▸ Short task
Repeat, exactly and completely, the material that follows. Omit the pictures.

========

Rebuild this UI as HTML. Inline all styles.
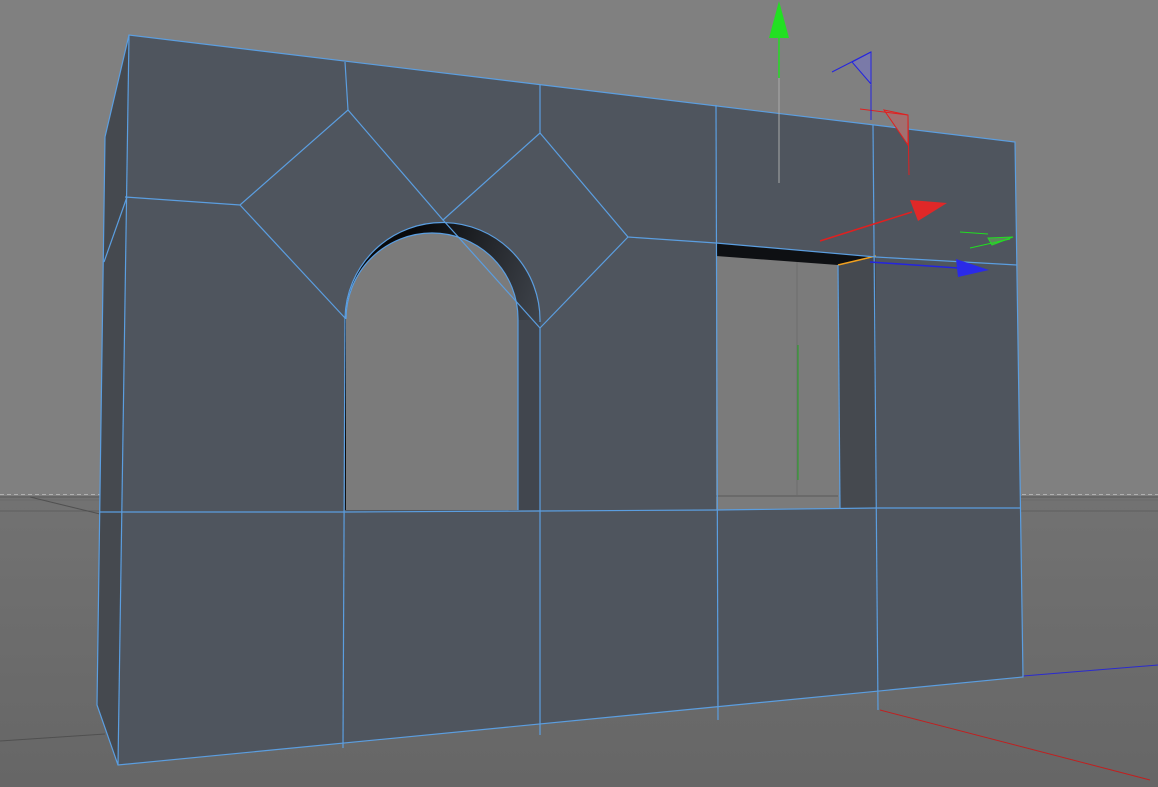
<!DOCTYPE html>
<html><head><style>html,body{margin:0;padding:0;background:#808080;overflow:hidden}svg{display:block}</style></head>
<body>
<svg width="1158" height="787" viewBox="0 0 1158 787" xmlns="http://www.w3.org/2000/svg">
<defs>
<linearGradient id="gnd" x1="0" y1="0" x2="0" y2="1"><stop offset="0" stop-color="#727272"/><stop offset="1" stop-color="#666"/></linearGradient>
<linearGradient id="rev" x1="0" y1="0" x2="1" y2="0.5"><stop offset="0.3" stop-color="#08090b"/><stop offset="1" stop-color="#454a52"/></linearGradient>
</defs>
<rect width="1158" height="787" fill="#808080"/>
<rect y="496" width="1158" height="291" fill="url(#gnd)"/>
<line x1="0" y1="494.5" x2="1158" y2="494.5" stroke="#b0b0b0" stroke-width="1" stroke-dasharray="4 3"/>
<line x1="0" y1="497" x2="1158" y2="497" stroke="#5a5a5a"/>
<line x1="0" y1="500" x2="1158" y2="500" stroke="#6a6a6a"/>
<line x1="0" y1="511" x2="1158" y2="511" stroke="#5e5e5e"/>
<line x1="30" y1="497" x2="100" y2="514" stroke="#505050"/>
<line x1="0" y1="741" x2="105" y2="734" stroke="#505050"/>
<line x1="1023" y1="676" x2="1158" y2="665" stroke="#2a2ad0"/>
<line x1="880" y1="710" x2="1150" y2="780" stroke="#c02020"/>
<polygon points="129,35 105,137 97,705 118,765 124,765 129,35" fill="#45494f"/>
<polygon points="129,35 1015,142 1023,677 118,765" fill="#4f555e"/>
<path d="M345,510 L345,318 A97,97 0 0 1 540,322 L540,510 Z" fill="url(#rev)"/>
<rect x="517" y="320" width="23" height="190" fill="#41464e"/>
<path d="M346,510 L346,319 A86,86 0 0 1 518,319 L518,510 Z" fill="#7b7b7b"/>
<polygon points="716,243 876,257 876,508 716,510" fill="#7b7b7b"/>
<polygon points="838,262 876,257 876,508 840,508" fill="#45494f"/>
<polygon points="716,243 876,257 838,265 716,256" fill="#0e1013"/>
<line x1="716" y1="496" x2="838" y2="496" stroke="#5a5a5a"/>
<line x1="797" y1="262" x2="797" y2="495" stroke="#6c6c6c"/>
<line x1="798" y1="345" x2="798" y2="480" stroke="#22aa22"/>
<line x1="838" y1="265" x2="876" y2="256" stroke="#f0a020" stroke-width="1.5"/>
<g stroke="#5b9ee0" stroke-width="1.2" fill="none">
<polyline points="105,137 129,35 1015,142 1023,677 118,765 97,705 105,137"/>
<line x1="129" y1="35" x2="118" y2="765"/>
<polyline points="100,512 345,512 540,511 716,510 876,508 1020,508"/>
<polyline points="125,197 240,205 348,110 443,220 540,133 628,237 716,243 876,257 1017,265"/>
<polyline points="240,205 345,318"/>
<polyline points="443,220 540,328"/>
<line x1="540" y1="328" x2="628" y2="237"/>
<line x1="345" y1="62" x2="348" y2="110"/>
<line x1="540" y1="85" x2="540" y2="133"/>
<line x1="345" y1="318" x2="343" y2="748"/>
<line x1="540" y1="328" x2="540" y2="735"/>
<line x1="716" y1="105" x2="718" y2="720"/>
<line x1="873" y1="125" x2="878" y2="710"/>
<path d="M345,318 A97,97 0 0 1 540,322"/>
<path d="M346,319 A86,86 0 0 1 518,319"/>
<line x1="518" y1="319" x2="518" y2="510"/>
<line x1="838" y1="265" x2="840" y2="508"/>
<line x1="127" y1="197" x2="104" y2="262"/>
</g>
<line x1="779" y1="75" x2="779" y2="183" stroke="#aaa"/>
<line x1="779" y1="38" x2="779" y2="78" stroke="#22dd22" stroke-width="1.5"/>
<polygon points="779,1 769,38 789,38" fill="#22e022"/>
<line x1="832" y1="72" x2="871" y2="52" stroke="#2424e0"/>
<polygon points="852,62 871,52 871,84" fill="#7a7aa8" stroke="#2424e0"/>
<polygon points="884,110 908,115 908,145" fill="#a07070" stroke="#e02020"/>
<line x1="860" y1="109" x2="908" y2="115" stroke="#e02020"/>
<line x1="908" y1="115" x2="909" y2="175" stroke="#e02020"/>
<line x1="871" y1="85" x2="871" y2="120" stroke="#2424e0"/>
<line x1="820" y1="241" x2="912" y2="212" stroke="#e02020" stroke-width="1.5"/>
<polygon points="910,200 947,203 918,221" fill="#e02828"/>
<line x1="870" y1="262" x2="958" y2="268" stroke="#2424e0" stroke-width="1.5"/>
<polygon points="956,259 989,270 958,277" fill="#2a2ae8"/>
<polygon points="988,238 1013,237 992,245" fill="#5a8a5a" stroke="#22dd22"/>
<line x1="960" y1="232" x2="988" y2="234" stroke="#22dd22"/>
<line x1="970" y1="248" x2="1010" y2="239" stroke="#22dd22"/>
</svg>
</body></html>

========

▸ Result
Rebuild this UI as HTML. Inline all styles.
<!DOCTYPE html>
<html><head><style>html,body{margin:0;padding:0;background:#808080;overflow:hidden}svg{display:block}</style></head>
<body>
<svg width="1158" height="787" viewBox="0 0 1158 787" xmlns="http://www.w3.org/2000/svg">
<defs>
<linearGradient id="gnd" x1="0" y1="0" x2="0" y2="1"><stop offset="0" stop-color="#727272"/><stop offset="1" stop-color="#666"/></linearGradient>
<linearGradient id="rev" x1="0" y1="0" x2="1" y2="0.5"><stop offset="0.3" stop-color="#08090b"/><stop offset="1" stop-color="#454a52"/></linearGradient>
</defs>
<rect width="1158" height="787" fill="#808080"/>
<rect y="496" width="1158" height="291" fill="url(#gnd)"/>
<line x1="0" y1="494.5" x2="1158" y2="494.5" stroke="#b0b0b0" stroke-width="1" stroke-dasharray="4 3"/>
<line x1="0" y1="497" x2="1158" y2="497" stroke="#5a5a5a"/>
<line x1="0" y1="500" x2="1158" y2="500" stroke="#6a6a6a"/>
<line x1="0" y1="511" x2="1158" y2="511" stroke="#5e5e5e"/>
<line x1="30" y1="497" x2="100" y2="514" stroke="#505050"/>
<line x1="0" y1="741" x2="105" y2="734" stroke="#505050"/>
<line x1="1023" y1="676" x2="1158" y2="665" stroke="#2a2ad0"/>
<line x1="880" y1="710" x2="1150" y2="780" stroke="#c02020"/>
<polygon points="129,35 105,137 97,705 118,765 124,765 129,35" fill="#45494f"/>
<polygon points="129,35 1015,142 1023,677 118,765" fill="#4f555e"/>
<path d="M345,510 L345,318 A97,97 0 0 1 540,322 L540,510 Z" fill="url(#rev)"/>
<rect x="517" y="320" width="23" height="190" fill="#41464e"/>
<path d="M346,510 L346,319 A86,86 0 0 1 518,319 L518,510 Z" fill="#7b7b7b"/>
<polygon points="716,243 876,257 876,508 716,510" fill="#7b7b7b"/>
<polygon points="838,262 876,257 876,508 840,508" fill="#45494f"/>
<polygon points="716,243 876,257 838,265 716,256" fill="#0e1013"/>
<line x1="716" y1="496" x2="838" y2="496" stroke="#5a5a5a"/>
<line x1="797" y1="262" x2="797" y2="495" stroke="#6c6c6c"/>
<line x1="798" y1="345" x2="798" y2="480" stroke="#22aa22"/>
<line x1="838" y1="265" x2="876" y2="256" stroke="#f0a020" stroke-width="1.5"/>
<g stroke="#5b9ee0" stroke-width="1.2" fill="none">
<polyline points="105,137 129,35 1015,142 1023,677 118,765 97,705 105,137"/>
<line x1="129" y1="35" x2="118" y2="765"/>
<polyline points="100,512 345,512 540,511 716,510 876,508 1020,508"/>
<polyline points="125,197 240,205 348,110 443,220 540,133 628,237 716,243 876,257 1017,265"/>
<polyline points="240,205 345,318"/>
<polyline points="443,220 540,328"/>
<line x1="540" y1="328" x2="628" y2="237"/>
<line x1="345" y1="62" x2="348" y2="110"/>
<line x1="540" y1="85" x2="540" y2="133"/>
<line x1="345" y1="318" x2="343" y2="748"/>
<line x1="540" y1="328" x2="540" y2="735"/>
<line x1="716" y1="105" x2="718" y2="720"/>
<line x1="873" y1="125" x2="878" y2="710"/>
<path d="M345,318 A97,97 0 0 1 540,322"/>
<path d="M346,319 A86,86 0 0 1 518,319"/>
<line x1="518" y1="319" x2="518" y2="510"/>
<line x1="838" y1="265" x2="840" y2="508"/>
<line x1="127" y1="197" x2="104" y2="262"/>
</g>
<line x1="779" y1="75" x2="779" y2="183" stroke="#aaa"/>
<line x1="779" y1="38" x2="779" y2="78" stroke="#22dd22" stroke-width="1.5"/>
<polygon points="779,1 769,38 789,38" fill="#22e022"/>
<line x1="832" y1="72" x2="871" y2="52" stroke="#2424e0"/>
<polygon points="852,62 871,52 871,84" fill="#7a7aa8" stroke="#2424e0"/>
<polygon points="884,110 908,115 908,145" fill="#a07070" stroke="#e02020"/>
<line x1="860" y1="109" x2="908" y2="115" stroke="#e02020"/>
<line x1="908" y1="115" x2="909" y2="175" stroke="#e02020"/>
<line x1="871" y1="85" x2="871" y2="120" stroke="#2424e0"/>
<line x1="820" y1="241" x2="912" y2="212" stroke="#e02020" stroke-width="1.5"/>
<polygon points="910,200 947,203 918,221" fill="#e02828"/>
<line x1="870" y1="262" x2="958" y2="268" stroke="#2424e0" stroke-width="1.5"/>
<polygon points="956,259 989,270 958,277" fill="#2a2ae8"/>
<polygon points="988,238 1013,237 992,245" fill="#5a8a5a" stroke="#22dd22"/>
<line x1="960" y1="232" x2="988" y2="234" stroke="#22dd22"/>
<line x1="970" y1="248" x2="1010" y2="239" stroke="#22dd22"/>
</svg>
</body></html>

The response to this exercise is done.